◆ **Written request**
Write out the data below in full, unchanged, minus the images.

-------- Data segment

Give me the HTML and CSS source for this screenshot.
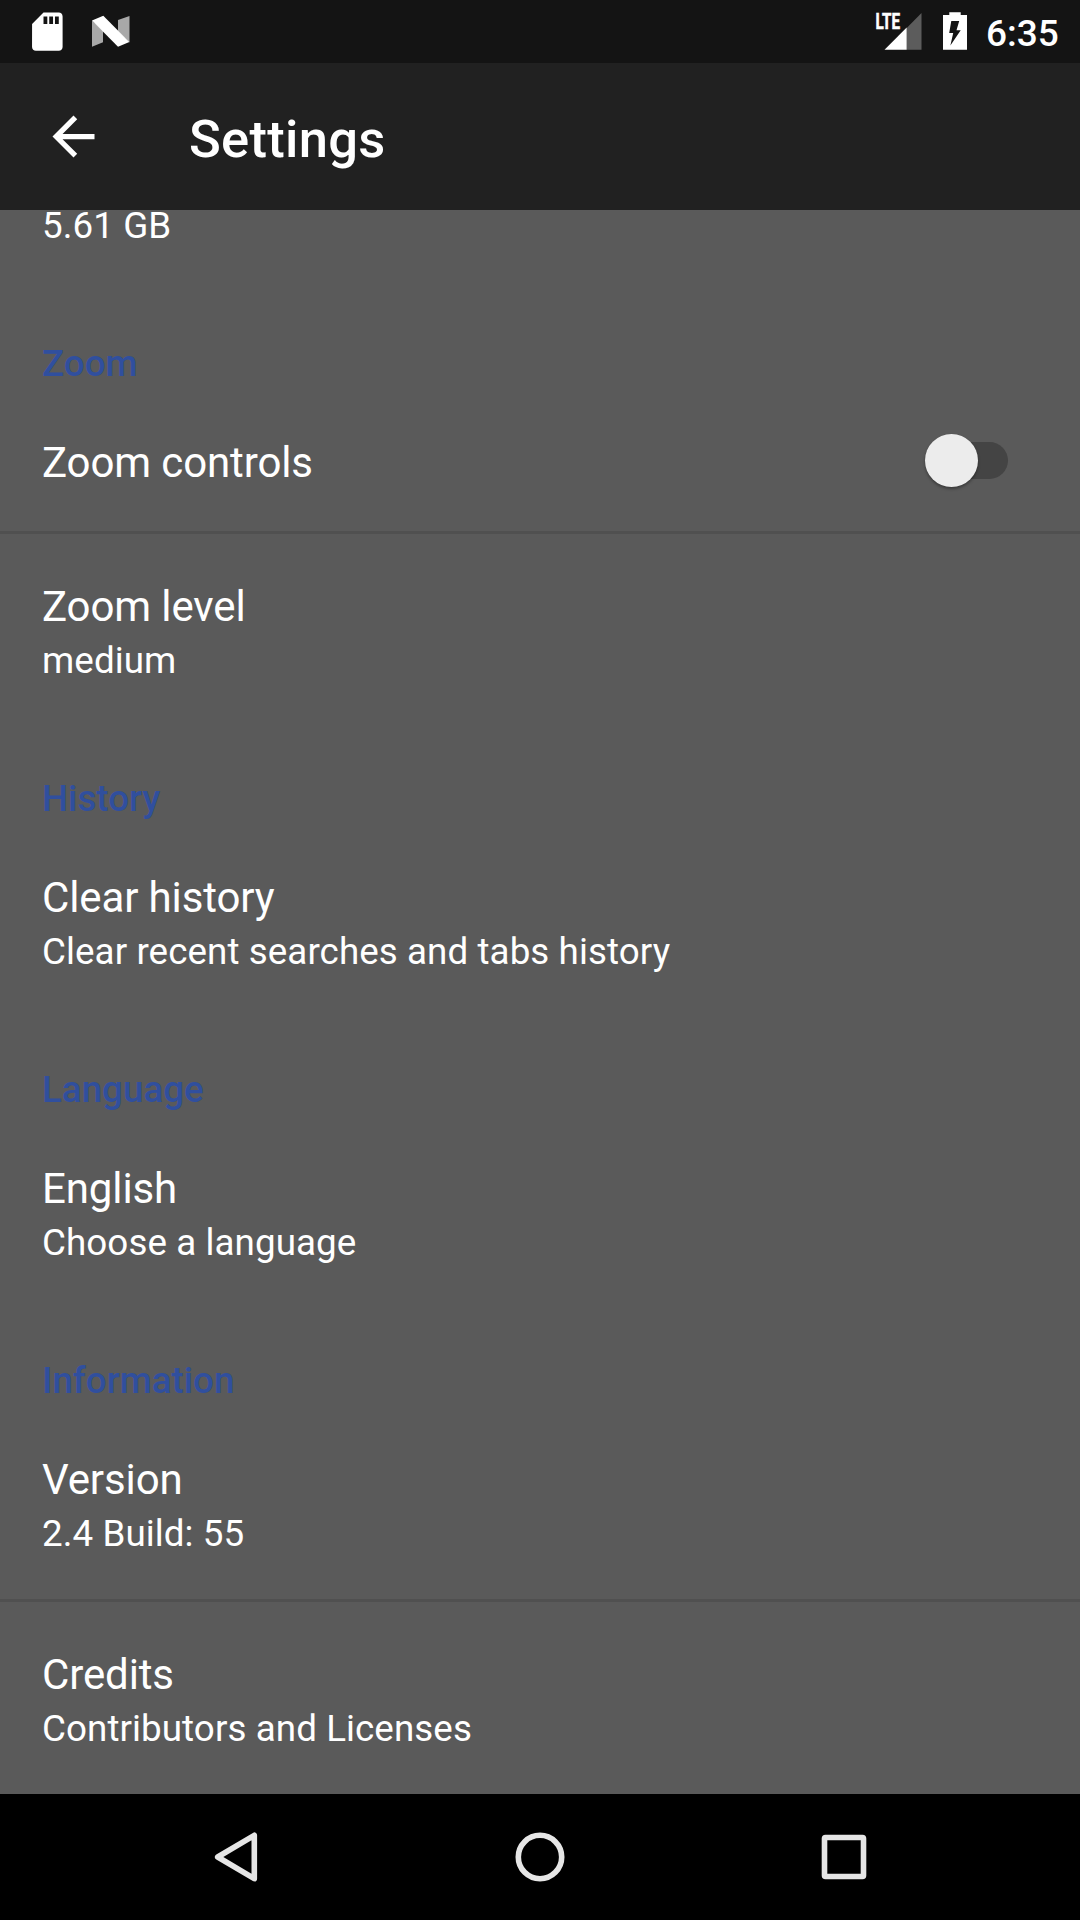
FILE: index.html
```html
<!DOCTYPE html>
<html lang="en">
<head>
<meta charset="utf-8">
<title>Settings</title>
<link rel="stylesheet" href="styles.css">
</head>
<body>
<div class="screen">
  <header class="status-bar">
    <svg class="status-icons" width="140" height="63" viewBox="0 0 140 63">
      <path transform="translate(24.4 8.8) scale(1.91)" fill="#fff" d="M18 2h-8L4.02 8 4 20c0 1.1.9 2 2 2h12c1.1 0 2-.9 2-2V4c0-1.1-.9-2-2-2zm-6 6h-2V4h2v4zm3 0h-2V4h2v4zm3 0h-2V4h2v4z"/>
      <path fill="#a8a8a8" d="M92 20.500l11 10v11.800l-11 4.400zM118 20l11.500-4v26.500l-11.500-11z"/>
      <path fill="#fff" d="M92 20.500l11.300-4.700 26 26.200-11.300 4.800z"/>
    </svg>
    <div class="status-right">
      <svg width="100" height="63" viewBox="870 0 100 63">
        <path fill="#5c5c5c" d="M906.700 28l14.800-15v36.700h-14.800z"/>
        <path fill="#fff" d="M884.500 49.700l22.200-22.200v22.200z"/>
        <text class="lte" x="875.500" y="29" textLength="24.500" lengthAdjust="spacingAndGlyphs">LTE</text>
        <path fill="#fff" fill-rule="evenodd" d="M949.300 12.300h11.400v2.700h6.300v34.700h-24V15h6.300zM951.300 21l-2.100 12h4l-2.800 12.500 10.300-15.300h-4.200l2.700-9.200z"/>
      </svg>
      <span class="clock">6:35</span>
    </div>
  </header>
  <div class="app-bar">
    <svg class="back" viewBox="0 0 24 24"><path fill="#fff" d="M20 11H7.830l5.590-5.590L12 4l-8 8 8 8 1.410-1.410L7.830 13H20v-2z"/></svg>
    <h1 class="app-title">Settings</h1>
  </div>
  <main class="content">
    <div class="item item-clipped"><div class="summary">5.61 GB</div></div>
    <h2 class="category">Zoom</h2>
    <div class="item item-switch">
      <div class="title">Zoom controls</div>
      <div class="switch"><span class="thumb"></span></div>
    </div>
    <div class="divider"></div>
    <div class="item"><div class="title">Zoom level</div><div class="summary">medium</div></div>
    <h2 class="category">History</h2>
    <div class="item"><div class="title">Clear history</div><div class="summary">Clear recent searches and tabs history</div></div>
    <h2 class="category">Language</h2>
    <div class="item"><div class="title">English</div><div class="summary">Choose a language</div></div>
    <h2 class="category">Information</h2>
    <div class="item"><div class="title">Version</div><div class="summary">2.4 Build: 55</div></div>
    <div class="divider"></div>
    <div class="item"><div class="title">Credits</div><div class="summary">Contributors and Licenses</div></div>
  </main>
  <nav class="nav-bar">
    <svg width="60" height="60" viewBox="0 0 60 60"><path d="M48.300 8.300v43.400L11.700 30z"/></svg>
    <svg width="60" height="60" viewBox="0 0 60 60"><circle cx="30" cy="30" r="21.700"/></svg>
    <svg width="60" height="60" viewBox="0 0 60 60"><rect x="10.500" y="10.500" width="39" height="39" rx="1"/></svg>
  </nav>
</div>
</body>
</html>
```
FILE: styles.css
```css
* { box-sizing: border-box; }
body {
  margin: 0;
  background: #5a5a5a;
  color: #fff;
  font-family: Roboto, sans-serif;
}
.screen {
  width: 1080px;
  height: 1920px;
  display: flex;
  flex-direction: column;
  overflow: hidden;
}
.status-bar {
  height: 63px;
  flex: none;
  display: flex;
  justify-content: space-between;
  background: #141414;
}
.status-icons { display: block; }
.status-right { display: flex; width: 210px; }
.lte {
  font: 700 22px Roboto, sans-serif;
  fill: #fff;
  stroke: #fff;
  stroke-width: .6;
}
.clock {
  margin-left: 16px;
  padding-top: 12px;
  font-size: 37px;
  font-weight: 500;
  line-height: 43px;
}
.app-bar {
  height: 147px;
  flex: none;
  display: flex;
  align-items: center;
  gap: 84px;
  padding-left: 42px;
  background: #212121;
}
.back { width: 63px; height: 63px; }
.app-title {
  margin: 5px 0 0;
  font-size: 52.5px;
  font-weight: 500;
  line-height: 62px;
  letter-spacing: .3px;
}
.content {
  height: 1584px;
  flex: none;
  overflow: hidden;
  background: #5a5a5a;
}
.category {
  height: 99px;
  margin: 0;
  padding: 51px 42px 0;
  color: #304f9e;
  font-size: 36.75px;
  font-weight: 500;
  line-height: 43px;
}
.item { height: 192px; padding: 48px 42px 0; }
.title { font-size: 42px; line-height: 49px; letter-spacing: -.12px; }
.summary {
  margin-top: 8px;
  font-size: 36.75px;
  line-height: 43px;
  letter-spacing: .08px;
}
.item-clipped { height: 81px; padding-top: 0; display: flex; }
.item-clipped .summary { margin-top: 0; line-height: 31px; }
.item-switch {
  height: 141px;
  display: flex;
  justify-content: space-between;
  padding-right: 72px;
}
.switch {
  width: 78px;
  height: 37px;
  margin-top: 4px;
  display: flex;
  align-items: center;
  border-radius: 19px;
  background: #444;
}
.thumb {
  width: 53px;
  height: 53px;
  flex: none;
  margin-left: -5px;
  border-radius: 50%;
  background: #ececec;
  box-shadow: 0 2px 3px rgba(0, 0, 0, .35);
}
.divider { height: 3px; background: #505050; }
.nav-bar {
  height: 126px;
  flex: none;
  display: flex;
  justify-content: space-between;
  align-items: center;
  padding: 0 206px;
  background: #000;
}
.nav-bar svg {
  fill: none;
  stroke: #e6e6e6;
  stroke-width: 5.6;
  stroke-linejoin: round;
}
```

----------------

◆ **Full output**
Give me the HTML and CSS source for this screenshot.
FILE: index.html
```html
<!DOCTYPE html>
<html lang="en">
<head>
<meta charset="utf-8">
<title>Settings</title>
<link rel="stylesheet" href="styles.css">
</head>
<body>
<div class="screen">
  <header class="status-bar">
    <svg class="status-icons" width="140" height="63" viewBox="0 0 140 63">
      <path transform="translate(24.4 8.8) scale(1.91)" fill="#fff" d="M18 2h-8L4.02 8 4 20c0 1.1.9 2 2 2h12c1.1 0 2-.9 2-2V4c0-1.1-.9-2-2-2zm-6 6h-2V4h2v4zm3 0h-2V4h2v4zm3 0h-2V4h2v4z"/>
      <path fill="#a8a8a8" d="M92 20.500l11 10v11.800l-11 4.400zM118 20l11.500-4v26.500l-11.500-11z"/>
      <path fill="#fff" d="M92 20.500l11.300-4.700 26 26.200-11.300 4.800z"/>
    </svg>
    <div class="status-right">
      <svg width="100" height="63" viewBox="870 0 100 63">
        <path fill="#5c5c5c" d="M906.700 28l14.800-15v36.700h-14.800z"/>
        <path fill="#fff" d="M884.500 49.700l22.200-22.200v22.200z"/>
        <text class="lte" x="875.500" y="29" textLength="24.500" lengthAdjust="spacingAndGlyphs">LTE</text>
        <path fill="#fff" fill-rule="evenodd" d="M949.300 12.300h11.400v2.700h6.300v34.700h-24V15h6.300zM951.300 21l-2.100 12h4l-2.800 12.500 10.300-15.300h-4.200l2.700-9.200z"/>
      </svg>
      <span class="clock">6:35</span>
    </div>
  </header>
  <div class="app-bar">
    <svg class="back" viewBox="0 0 24 24"><path fill="#fff" d="M20 11H7.830l5.590-5.590L12 4l-8 8 8 8 1.410-1.410L7.830 13H20v-2z"/></svg>
    <h1 class="app-title">Settings</h1>
  </div>
  <main class="content">
    <div class="item item-clipped"><div class="summary">5.61 GB</div></div>
    <h2 class="category">Zoom</h2>
    <div class="item item-switch">
      <div class="title">Zoom controls</div>
      <div class="switch"><span class="thumb"></span></div>
    </div>
    <div class="divider"></div>
    <div class="item"><div class="title">Zoom level</div><div class="summary">medium</div></div>
    <h2 class="category">History</h2>
    <div class="item"><div class="title">Clear history</div><div class="summary">Clear recent searches and tabs history</div></div>
    <h2 class="category">Language</h2>
    <div class="item"><div class="title">English</div><div class="summary">Choose a language</div></div>
    <h2 class="category">Information</h2>
    <div class="item"><div class="title">Version</div><div class="summary">2.4 Build: 55</div></div>
    <div class="divider"></div>
    <div class="item"><div class="title">Credits</div><div class="summary">Contributors and Licenses</div></div>
  </main>
  <nav class="nav-bar">
    <svg width="60" height="60" viewBox="0 0 60 60"><path d="M48.300 8.300v43.400L11.700 30z"/></svg>
    <svg width="60" height="60" viewBox="0 0 60 60"><circle cx="30" cy="30" r="21.700"/></svg>
    <svg width="60" height="60" viewBox="0 0 60 60"><rect x="10.500" y="10.500" width="39" height="39" rx="1"/></svg>
  </nav>
</div>
</body>
</html>
```
FILE: styles.css
```css
* { box-sizing: border-box; }
body {
  margin: 0;
  background: #5a5a5a;
  color: #fff;
  font-family: Roboto, sans-serif;
}
.screen {
  width: 1080px;
  height: 1920px;
  display: flex;
  flex-direction: column;
  overflow: hidden;
}
.status-bar {
  height: 63px;
  flex: none;
  display: flex;
  justify-content: space-between;
  background: #141414;
}
.status-icons { display: block; }
.status-right { display: flex; width: 210px; }
.lte {
  font: 700 22px Roboto, sans-serif;
  fill: #fff;
  stroke: #fff;
  stroke-width: .6;
}
.clock {
  margin-left: 16px;
  padding-top: 12px;
  font-size: 37px;
  font-weight: 500;
  line-height: 43px;
}
.app-bar {
  height: 147px;
  flex: none;
  display: flex;
  align-items: center;
  gap: 84px;
  padding-left: 42px;
  background: #212121;
}
.back { width: 63px; height: 63px; }
.app-title {
  margin: 5px 0 0;
  font-size: 52.5px;
  font-weight: 500;
  line-height: 62px;
  letter-spacing: .3px;
}
.content {
  height: 1584px;
  flex: none;
  overflow: hidden;
  background: #5a5a5a;
}
.category {
  height: 99px;
  margin: 0;
  padding: 51px 42px 0;
  color: #304f9e;
  font-size: 36.75px;
  font-weight: 500;
  line-height: 43px;
}
.item { height: 192px; padding: 48px 42px 0; }
.title { font-size: 42px; line-height: 49px; letter-spacing: -.12px; }
.summary {
  margin-top: 8px;
  font-size: 36.75px;
  line-height: 43px;
  letter-spacing: .08px;
}
.item-clipped { height: 81px; padding-top: 0; display: flex; }
.item-clipped .summary { margin-top: 0; line-height: 31px; }
.item-switch {
  height: 141px;
  display: flex;
  justify-content: space-between;
  padding-right: 72px;
}
.switch {
  width: 78px;
  height: 37px;
  margin-top: 4px;
  display: flex;
  align-items: center;
  border-radius: 19px;
  background: #444;
}
.thumb {
  width: 53px;
  height: 53px;
  flex: none;
  margin-left: -5px;
  border-radius: 50%;
  background: #ececec;
  box-shadow: 0 2px 3px rgba(0, 0, 0, .35);
}
.divider { height: 3px; background: #505050; }
.nav-bar {
  height: 126px;
  flex: none;
  display: flex;
  justify-content: space-between;
  align-items: center;
  padding: 0 206px;
  background: #000;
}
.nav-bar svg {
  fill: none;
  stroke: #e6e6e6;
  stroke-width: 5.6;
  stroke-linejoin: round;
}
```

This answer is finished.